====== RECORDED DATA

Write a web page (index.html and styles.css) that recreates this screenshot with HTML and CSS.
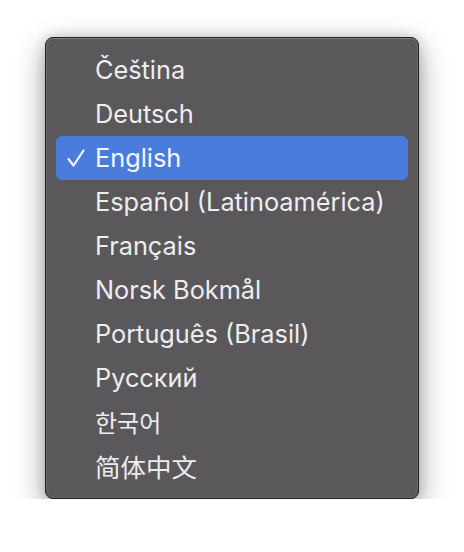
FILE: index.html
```html
<!DOCTYPE html>
<html>
<head>
    <title>Language</title>
    <meta name="viewport" content="width=device-width, initial-scale=1.0">
    <link rel="stylesheet" href="styles.css">
</head>
<body>
    <div class="menu">
        <ul class="menu-list">
            <li class="menu-item">Čeština</li>
            <li class="menu-item">Deutsch</li>
            <li class="menu-item selected">
                <svg class="check" width="20" height="20" viewBox="0 0 20 20">
                    <path d="M2.5 11 L7.5 17.5 L17.5 2.5" fill="none" stroke="currentColor" stroke-width="2.2" stroke-linecap="round" stroke-linejoin="round"/>
                </svg>
                English
            </li>
            <li class="menu-item">Español (Latinoamérica)</li>
            <li class="menu-item">Français</li>
            <li class="menu-item">Norsk Bokmål</li>
            <li class="menu-item">Português (Brasil)</li>
            <li class="menu-item">Русский</li>
            <li class="menu-item ko">한국어</li>
            <li class="menu-item zh">简体中文</li>
        </ul>
    </div>
</body>
</html>
```

FILE: styles.css
```css
body {
    margin: 0;
    padding: 0;
    background-color: #ffffff;
    font-family: Inter, "Noto Sans", sans-serif;
}
.menu {
    margin: 37px 0 0 45px;
    width: 372px;
    height: 460px;
    background-color: #5a585b;
    border: 1px solid #1f1f20;
    border-radius: 8px;
    box-shadow: inset 0 1px 0 rgba(255,255,255,0.16),
                inset 0 0 0 1px rgba(255,255,255,0.10),
                0 10px 30px rgba(0,0,0,0.38),
                0 0 12px rgba(0,0,0,0.16);
}
.menu-list {
    list-style-type: none;
    margin: 0;
    padding: 10px 10px 0 10px;
}
.menu-item {
    position: relative;
    height: 44px;
    line-height: 44px;
    padding-left: 39px;
    font-size: 25.3px;
    color: #ededef;
    border-radius: 6px;
    white-space: nowrap;
}
.menu-item.ko {
    font-family: "Noto Sans CJK KR", sans-serif;
    font-size: 24px;
}
.menu-item.zh {
    font-family: "Noto Sans CJK SC", sans-serif;
    font-size: 25.5px;
}
.menu-item.selected {
    background-color: #4a7cdc;
    color: #f4f6fc;
}
.check {
    position: absolute;
    left: 10px;
    top: 12px;
    color: #f4f6fc;
}
```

============

Using the data above, print every line exactly, omitting pictures.

Write a web page (index.html and styles.css) that recreates this screenshot with HTML and CSS.
FILE: index.html
```html
<!DOCTYPE html>
<html>
<head>
    <title>Language</title>
    <meta name="viewport" content="width=device-width, initial-scale=1.0">
    <link rel="stylesheet" href="styles.css">
</head>
<body>
    <div class="menu">
        <ul class="menu-list">
            <li class="menu-item">Čeština</li>
            <li class="menu-item">Deutsch</li>
            <li class="menu-item selected">
                <svg class="check" width="20" height="20" viewBox="0 0 20 20">
                    <path d="M2.5 11 L7.5 17.5 L17.5 2.5" fill="none" stroke="currentColor" stroke-width="2.2" stroke-linecap="round" stroke-linejoin="round"/>
                </svg>
                English
            </li>
            <li class="menu-item">Español (Latinoamérica)</li>
            <li class="menu-item">Français</li>
            <li class="menu-item">Norsk Bokmål</li>
            <li class="menu-item">Português (Brasil)</li>
            <li class="menu-item">Русский</li>
            <li class="menu-item ko">한국어</li>
            <li class="menu-item zh">简体中文</li>
        </ul>
    </div>
</body>
</html>
```

FILE: styles.css
```css
body {
    margin: 0;
    padding: 0;
    background-color: #ffffff;
    font-family: Inter, "Noto Sans", sans-serif;
}
.menu {
    margin: 37px 0 0 45px;
    width: 372px;
    height: 460px;
    background-color: #5a585b;
    border: 1px solid #1f1f20;
    border-radius: 8px;
    box-shadow: inset 0 1px 0 rgba(255,255,255,0.16),
                inset 0 0 0 1px rgba(255,255,255,0.10),
                0 10px 30px rgba(0,0,0,0.38),
                0 0 12px rgba(0,0,0,0.16);
}
.menu-list {
    list-style-type: none;
    margin: 0;
    padding: 10px 10px 0 10px;
}
.menu-item {
    position: relative;
    height: 44px;
    line-height: 44px;
    padding-left: 39px;
    font-size: 25.3px;
    color: #ededef;
    border-radius: 6px;
    white-space: nowrap;
}
.menu-item.ko {
    font-family: "Noto Sans CJK KR", sans-serif;
    font-size: 24px;
}
.menu-item.zh {
    font-family: "Noto Sans CJK SC", sans-serif;
    font-size: 25.5px;
}
.menu-item.selected {
    background-color: #4a7cdc;
    color: #f4f6fc;
}
.check {
    position: absolute;
    left: 10px;
    top: 12px;
    color: #f4f6fc;
}
```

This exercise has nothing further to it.